É essa mesma política de mão-de-obra barata que tem tido
triste ilustração nas negociações em torno do aumento do
salário mínimo nacional, preparando-se o Governo e o patronato
para resistirem o mais possível aos 61 contos mensais
reivindicados pela CGTP-IN, como o «Avante!» destacadamente
salientou, na sua edição da passada semana.
Neste quadro, a contratação colectiva adquire uma grande
importância sendo fundamental a elaboração das
reivindicações e a organização e definição das formas de
luta, essencialmente nas empresas, para que se obtenham bons
resultados.
Já se sabe que há para aí muitos «grilos
falantes» que se incomodam e se exasperam com a permanente
atenção que o PCP dedica aos problemas dos trabalhadores e com
o incentivo e apoio decididos que presta às suas lutas.
Bem se percebe que os trabalhadores portugueses ficariam bastante
mais desprotegidos e isolados se não contassem com esta
constante solidariedade combativa do PCP.
Foi o director do «Expresso», José António Saraiva, que
retomou o grilo falante do Pinóquio para, ele próprio, armado
em grilo pretender dar «umas lições» ao PCP, no número do
aniversário do seu jornal.
Custa a crer em como se pode dar mostras de tanta ignorância
e cair em semelhante ridículo.
É claro que Saraiva insiste nos clichés do «declínio do
PCP», do «partido de protesto», do «partido sindical», do
partido identificado «inteiramente com o modelo soviético».
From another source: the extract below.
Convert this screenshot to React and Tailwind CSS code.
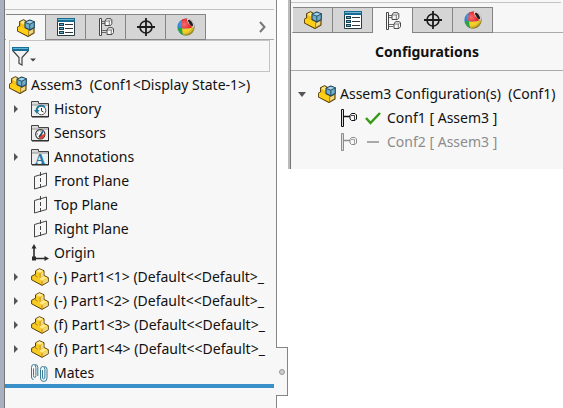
import React from "react";

function AssemblyIcon() {
  return (
    <svg width="18" height="18" viewBox="0 0 18 18" className="block shrink-0" aria-hidden="true">
      <path d="M.6 8.2 2.6 7V2.8L6.5.7 9 2.2V9l8-.5v5.4L11 17.4.6 12Z" fill="#f5bf18" stroke="#59420c" strokeWidth="1.1" strokeLinejoin="round" />
      <path d="M3.2 3 6.5 1.3 8.6 2.5 8 4.6 6 5.5Z" fill="#ffe583" />
      <path d="M.9 8.3 3 7.3l8.3 4.4v5.1L1 11.7Z" fill="#ffcf16" />
      <path d="m11.6 11.8 5-2.4v4.3l-5 3Z" fill="#f4d77d" stroke="#6e510b" strokeWidth=".6" />
      <path d="m8 3.3 4.7-2.2 4.6 1.7v5.6L12.8 11 8 8.6Z" fill="#6fadcb" stroke="#1f4558" strokeWidth="1.1" strokeLinejoin="round" />
      <path d="m8.5 3.5 4.2-1.8 3.9 1.4-3.8 2Z" fill="#a4d4ec" />
      <path d="M8 3.4 12.8 5.2V11M12.8 5.2l4.5-2.3" fill="none" stroke="#1f4558" strokeWidth=".9" />
    </svg>
  );
}

function PartIcon() {
  return (
    <svg width="18" height="18" viewBox="0 0 18 18" className="block shrink-0" aria-hidden="true">
      <path d="M.6 8.200 4.500 6.200V2.800L8.500.7 13 2.700V7.500L17.300 9.600v4.200L11 17.400.6 11.800Z" fill="#f9ca24" stroke="#59420c" strokeLinejoin="round" />
      <path d="m5.200 3 3.300-1.700L12.300 3 9 4.700Z" fill="#ffeb9c" />
      <path d="M9.500 5.500 12.500 4v3.700L9.500 9.200Z" fill="#f3d680" />
      <path d="m9.700 10 3.300-1.700 3.300 1.500-5.200 2.700-2.500-1.500Z" fill="#ffeb9c" />
      <path d="m11.500 13.300 5.300-2.800v3l-5.300 3Z" fill="#f3d680" />
      <path d="M4.500 6.200v1.900l2.200 1" fill="none" stroke="#a57a12" strokeWidth=".8" />
      <path d="M9.100 5v4.700M11.100 13v4" fill="none" stroke="#a57a12" strokeWidth=".7" />
    </svg>
  );
}

function PropertyIcon() {
  return (
    <svg width="18" height="18" viewBox="0 0 18 18" className="block" aria-hidden="true">
      <path d="M.5.5h17v17H.5Z" fill="#fff" stroke="#283b45" />
      <path d="M0 0h18v4H0Z" fill="#176b90" />
      <path d="M1 1h16v1H1Z" fill="#74b7d2" />
      <path d="M2 5h5v3H2ZM2 9h5v3H2ZM2 13h5v3H2Z" fill="#183e50" />
      <path d="M3 6h3v1H3ZM3 10h3v1H3ZM3 14h3v1H3Z" fill="#59a9ca" />
      <path d="M8 6.5h8M8 10.5h8M8 14.5h8" stroke="#30383c" />
    </svg>
  );
}

function ConfigTreeIcon() {
  return (
    <svg width="16" height="18" viewBox="0 0 16 18" className="block" fill="none" stroke="#484848" aria-hidden="true">
      <path d="M1.500.5h2v17h-2Z" fill="#fff" />
      <path d="M4 3.500h4M4 5.500h3M4 12.500h5M4 14.500h4" strokeWidth=".8" />
      <path d="M7 3 8.500.7h4.300l1 1v4L12.500 7.500H7Z" fill="#fafafa" />
      <path d="M7.500 3h3.800v4M11.300 3 13 1.500" strokeWidth=".7" />
      <path d="M9 12 10.500 9.700h4l1 1v4l-1.500 1.800H9Z" fill="#fafafa" />
      <path d="M9.500 12h3.800v4M13.300 12 15 10.500" strokeWidth=".7" />
    </svg>
  );
}

function TargetIcon() {
  return (
    <svg width="18" height="18" viewBox="0 0 18 18" className="block" fill="none" stroke="#1b1b1b" aria-hidden="true">
      <circle cx="9" cy="9" r="6" strokeWidth="1.6" />
      <path d="M9 0v18M0 9h18" strokeWidth="1.8" />
    </svg>
  );
}

function AppearanceIcon({ id }) {
  return (
    <svg width="18" height="18" viewBox="0 0 18 18" className="block" aria-hidden="true">
      <defs>
        <clipPath id={id}><circle cx="9" cy="9" r="8.6" /></clipPath>
        <radialGradient id={id + "-shade"} cx=".4" cy=".35" r=".65">
          <stop offset="0" stopColor="#fff" stopOpacity=".35" />
          <stop offset=".6" stopColor="#fff" stopOpacity="0" />
          <stop offset="1" stopColor="#000" stopOpacity=".4" />
        </radialGradient>
      </defs>
      <g clipPath={"url(#" + id + ")"}>
        <path d="M0 0h18v18H0Z" fill="#2b7fd0" />
        <path d="M5 0h8l5 9-9 2-5-1Z" fill="#e92225" />
        <path d="M0 11q3-2 6-.5L7 18H0Z" fill="#22a13a" />
        <path d="M5 10.500q6 1 13-2V18H6Z" fill="#f4cf1c" />
        <path d="M9.500 0H18v9l-2 .7-5-4.700Z" fill="#f4e4dc" />
        <path d="M11 2q1.500-1 3.500 1.500T16 8q-1.500 1-3.500-2T11 2Z" fill="#181818" />
      </g>
      <circle cx="9" cy="9" r="8.6" fill={"url(#" + id + "-shade)"} />
    </svg>
  );
}

function FolderIcon({ kind }) {
  return (
    <svg width="18" height="18" viewBox="0 0 18 18" className="block shrink-0" aria-hidden="true">
      <path d="M.5 1.5h7v2h10v13H.5Z" fill="#d9d9d9" stroke="#454545" />
      <path d="M1 5.5h16V16H1Z" fill="#eee" />
      <path d="M1 5h16" stroke="#999" />
      <path d="M17.5 4v13H1" stroke="#222" fill="none" />
      {kind === "history" && (
        <g fill="none">
          <circle cx="10.5" cy="10.5" r="4.3" fill="#fff" stroke="#555" />
          <path d="M14 7.5A4.7 4.7 0 0 0 5.5 10v2" stroke="#217ca5" strokeWidth="1.7" />
          <path d="m3 10 3 4 2.5-4Z" fill="#217ca5" />
          <path d="M10.5 8v3l2 1" stroke="#333" />
        </g>
      )}
      {kind === "sensors" && (
        <g>
          <circle cx="9.3" cy="10.3" r="4.6" fill="#fff" stroke="#333" strokeWidth="1.2" />
          <path d="m9.300 11 4.300-1v1.500a4.600 4.600 0 0 1-4 3.400l-2-.3Z" fill="#e2442d" />
          <path d="M8 13l4-5.5" stroke="#164e70" strokeWidth="1.6" />
          <path d="M6 10h1M7 7.5l.7.7M10 6.8v1" stroke="#555" />
        </g>
      )}
      {kind === "annotations" && (
        <text x="9" y="15.500" textAnchor="middle" fontFamily="Liberation Serif, serif" fontSize="14" fontWeight="700" fill="#2079a5">A</text>
      )}
    </svg>
  );
}

function PlaneIcon() {
  return (
    <svg width="18" height="18" viewBox="0 0 18 18" className="block shrink-0" fill="none" stroke="#454545" aria-hidden="true">
      <path d="M3.5 4.5 15.5 1v12.5l-12 3.5Z" />
      <path d="M9.5 0v18" strokeDasharray="4 2" />
    </svg>
  );
}

function OriginIcon() {
  return (
    <svg width="18" height="18" viewBox="0 0 18 18" className="block shrink-0" aria-hidden="true">
      <path d="M3 3v11.500H15" fill="none" stroke="#2c2c2c" strokeWidth="1.6" />
      <path d="M.5 4.500 3 0l2.500 4.500ZM13.500 12 18 14.500 13.500 17ZM1 12.500h4v4H1Z" fill="#2c2c2c" />
    </svg>
  );
}

function MatesIcon() {
  return (
    <svg width="18" height="18" viewBox="0 0 18 18" className="block shrink-0" fill="none" stroke="#347b98" aria-hidden="true">
      <path d="M2.500 4.500v7q0 2 1.200 2t1.200-2V3.500Q4.900.5 2.700.5T.5 3.500V13q0 2.500 2 2.500" />
      <path d="M6.800 12V3.500q0-3-2.600-3" />
      <path d="M11.500 6v7q0 2 1.200 2t1.200-2V5.500q0-3-2.200-3t-2.200 3V14q0 3.500 3.200 3.500t3.300-3.500V5.500q0-3-2.600-3" />
    </svg>
  );
}

function FilterIcon() {
  return (
    <svg width="25" height="19" viewBox="0 0 25 19" className="block" aria-hidden="true">
      <path d="M.7 3.500 7 10.500v6l3 1.500v-7.500l6.500-7" fill="#f3f3f3" stroke="#444" strokeWidth="1.200" />
      <path d="M0 0h17v4H0Z" fill="#176f96" />
      <path d="M1 1h15v1H1Z" fill="#62b4d6" />
      <path d="M18 11.500h6L21 14.500Z" fill="#444" />
    </svg>
  );
}

function ConfigIcon() {
  return (
    <svg width="17" height="18" viewBox="0 0 17 18" className="block shrink-0" fill="none" stroke="currentColor" aria-hidden="true">
      <path d="M1.500.5h2v17h-2Z" fill="#ddd" />
      <path d="M4 7.500h6" strokeWidth="1.500" />
      <path d="M10 6.500 11.500 4.500H15L16.500 6v4L15 11.500h-3.500L10 10Z" fill="#f7f7f7" />
      <path d="M11 6.500h3.500v4.500" strokeWidth=".8" />
    </svg>
  );
}

const tabs = [
  ["FeatureManager", AssemblyIcon],
  ["PropertyManager", PropertyIcon],
  ["ConfigurationManager", ConfigTreeIcon],
  ["DimXpertManager", TargetIcon],
  ["DisplayManager", AppearanceIcon],
];

function TabBar({ active, name, children }) {
  return (
    <div className="flex h-[26px]">
      <div className="w-px border-b border-[#aaa]" />
      <div className="flex shrink-0" role="tablist" aria-label={name}>
        {tabs.map(([label, Icon], i) => (
          <button
            key={label}
            type="button"
            role="tab"
            aria-label={label}
            aria-selected={i === active}
            className={
              "flex w-10 items-center justify-center border-t border-r border-[#858585] " +
              (i === active ? "bg-[#f7f7f7]" : "border-b bg-[#d5d5d5]")
            }
          >
            <Icon {...(Icon === AppearanceIcon ? { id: name } : {})} />
          </button>
        ))}
      </div>
      <div className="flex flex-1 items-center justify-end border-b border-[#aaa] pr-2">{children}</div>
    </div>
  );
}

const features = [
  ["History", <FolderIcon kind="history" />, true],
  ["Sensors", <FolderIcon kind="sensors" />],
  ["Annotations", <FolderIcon kind="annotations" />, true],
  ["Front Plane", <PlaneIcon />],
  ["Top Plane", <PlaneIcon />],
  ["Right Plane", <PlaneIcon />],
  ["Origin", <OriginIcon />],
  ["(-) Part1<1> (Default<<Default>_", <PartIcon />, true],
  ["(-) Part1<2> (Default<<Default>_", <PartIcon />, true],
  ["(f) Part1<3> (Default<<Default>_", <PartIcon />, true],
  ["(f) Part1<4> (Default<<Default>_", <PartIcon />, true],
  ["Mates", <MatesIcon />],
];

function FeaturePanel() {
  return (
    <section className="relative flex w-[277px] shrink-0 border-r border-[#858585] bg-[#f7f7f7]">
      <div className="w-[5px] shrink-0 border-r border-[#777] bg-[#a9b1c0]" />
      <div className="mr-0.5 flex min-w-0 flex-1 flex-col">
        <div className="mb-1 h-[10px] border-b border-[#c4c4c4]" />
        <TabBar active={0} name="features">
          <button type="button" aria-label="More tabs">
            <svg width="7" height="12" viewBox="0 0 7 12" className="block" fill="none" stroke="#777" strokeWidth="2" aria-hidden="true">
              <path d="m1 1 4.500 5L1 11" />
            </svg>
          </button>
        </TabBar>
        <label className="mx-1 flex h-8 items-center border border-[#c4c4c4] pl-0.5">
          <FilterIcon />
          <input type="text" aria-label="Filter" className="min-w-0 flex-1 bg-transparent outline-none" />
        </label>
        <div className="mt-px flex h-6 items-center gap-1 pl-1 whitespace-pre">
          <AssemblyIcon />
          <span>{"Assem3  (Conf1<Display State-1>)"}</span>
        </div>
        <ul>
          {features.map(([label, icon, expandable]) => (
            <li key={label} className="flex h-6 items-center">
              <div className="flex w-[26px] shrink-0 pl-2">
                {expandable && (
                  <button type="button" aria-label={"Expand " + label}>
                    <svg width="6" height="8" viewBox="0 0 6 8" className="block" aria-hidden="true">
                      <path d="M1 0v8l4-4Z" fill="#555" />
                    </svg>
                  </button>
                )}
              </div>
              {icon}
              <span className="ml-[5px] whitespace-nowrap">{label}</span>
            </li>
          ))}
        </ul>
        <div className="-mt-px h-1 bg-[#398fc7]" />
      </div>
      <button
        type="button"
        aria-label="Resize panel"
        className="absolute top-[347px] left-[276px] flex h-[49px] w-3 items-center justify-center border-y border-r border-[#858585] bg-[#f7f7f7]"
      >
        <span className="size-1.5 rounded-full border border-[#999] bg-[#ccc]" />
      </button>
    </section>
  );
}

function ConfigurationPanel() {
  return (
    <section className="ml-[11px] min-w-0 flex-1 self-start border-l-2 border-[#bbb]">
      <div className="border-l border-[#777] bg-[#f7f7f7] pb-[15px]">
        <div className="mr-0.5 mb-1 h-[3px] border-b border-[#c4c4c4]" />
        <div className="pl-px">
          <TabBar active={2} name="configurations" />
        </div>
        <h2 className="flex h-[38px] items-center justify-center border-b border-[#aaa] text-[14px] font-bold">Configurations</h2>
        <div className="mt-[11px] flex h-6 items-center whitespace-pre">
          <button type="button" aria-label="Collapse Assem3" className="w-[27px] shrink-0 pl-[7px]">
            <svg width="8" height="5" viewBox="0 0 8 5" className="block" aria-hidden="true">
              <path d="M0 0h8L4 5Z" fill="#555" />
            </svg>
          </button>
          <AssemblyIcon />
          <span className="ml-1">{"Assem3 Configuration(s)  (Conf1)"}</span>
        </div>
        <ul>
          <li className="flex h-6 items-center pl-[49px]">
            <ConfigIcon />
            <svg width="16" height="14" viewBox="0 0 16 14" className="mr-1.5 ml-2 block" aria-hidden="true">
              <path d="m1 7 4.500 5L15 2" fill="none" stroke="#369b13" strokeWidth="2.500" />
            </svg>
            <span>Conf1 [ Assem3 ]</span>
          </li>
          <li className="flex h-6 items-center pl-[49px] text-[#8c8c8c]">
            <ConfigIcon />
            <svg width="16" height="14" viewBox="0 0 16 14" className="mr-1.5 ml-2 block" aria-hidden="true">
              <path d="M2 7h12" stroke="#aaa" strokeWidth="2" />
            </svg>
            <span>Conf2 [ Assem3 ]</span>
          </li>
        </ul>
      </div>
    </section>
  );
}

export default function App() {
  return (
    <main className="flex min-h-screen bg-white font-['Noto_Sans','Open_Sans',sans-serif] text-[14px] leading-6 text-[#111]">
      <FeaturePanel />
      <ConfigurationPanel />
    </main>
  );
}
Tudo para concluir que é muito fácil para o PCP encetar a senda
do sucesso: basta abandonar os trabalhadores à sua sorte,
tornar-se «a voz da consciência» do PS, refundar-se, mudar de
dirigentes, etc.
É de amigo, não restam dúvidas!
Mas por que é que estes «analistas» não estudam um pouco o
que realmente dizemos e fazemos quando nos querem combater?!
Aconselhamos ao «grilo falante» do «Expresso» que faça uma
pausa na verborreia para ler um pouco, por exemplo, o Programa do
PCP. Então perceberá que este partido não segue nenhum modelo
e que há muitos, muitos anos se pronunciou contra os modelos.
É caso para dizer: os grilos falam, mas o PCP passa.